Who, then, does own the title? This is more a question for international lawyers than for Chess fans. One can easily argue that there is more than one title – there is the FIDE version, there is the Dannemann version and, as there were in boxing, there could be a few other versions, each version having its own supporters. So perhaps the question of legal ownership is not really the most relevant point, and perhaps the true answer to "who owns the title?" is "no-one". What matters most, surely, is who is recognized by "the Chess world" as being World Champion. The answer to that question depends on what one means by "the Chess world". Is it the world of the politicos, those who are elected or who force their way up the hierarchies of their own national Chess federations, often driven by nothing more than the desire to serve on some FIDE committee or other or to enjoy regular expenses paid trips to FIDE meetings? Or is it a professional organisation, in which the key decisions are taken by those Grandmasters who are at or close to World Championship calibre, in collaboration with their Grandmaster peers? Experience shows that the former does not work, and has not worked properly for almost 20 years. Commonsense dictates that the latter must be the way forward.
So what should be the outcome? In my view the ACP should take over control of the reunification process and should, thereafter, administer the qualification procedures and matches for the World Championship.
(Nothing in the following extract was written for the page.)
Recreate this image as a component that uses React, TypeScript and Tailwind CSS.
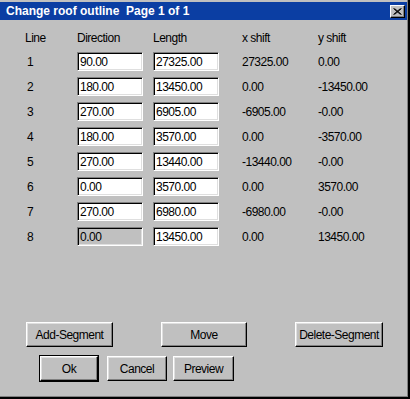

The title could become a title owned and awarded by the ACP, or it could be a FIDE title over which the ACP is given irrevocable control – a title "owned" by FIDE but on the express condition that it is administered by the ACP. Either way, the Chess world has been waiting too long for a World Championship match that carries with it the respect of Chess fans everywhere. FIDE will not give us such a match, but I believe that the ACP already has the necessary credentials and will very soon command the authority and respect to do so.
I would like to say that I agree 100% with David Levy's analysis of the current world championship situation. Everything he writes is correct, and I would not change a syllable of it.
With FIDE essentially excluding the Israeli representatives from their version of the championship and their evident inability to creat a genuine championship, the ACP must be the logical body to assume control. David's point, that nobody owns the championship – it earns recognition by respect for the strength of the participants – is absolutely key. Further he is correct that if a structure is set up and agreed by the professionals themselves that is seen to be equitable, is respected and able to create public impact, then those that refuse to participate would have only themselves to blame for their exclusion. I hope the ACP acts on his advice.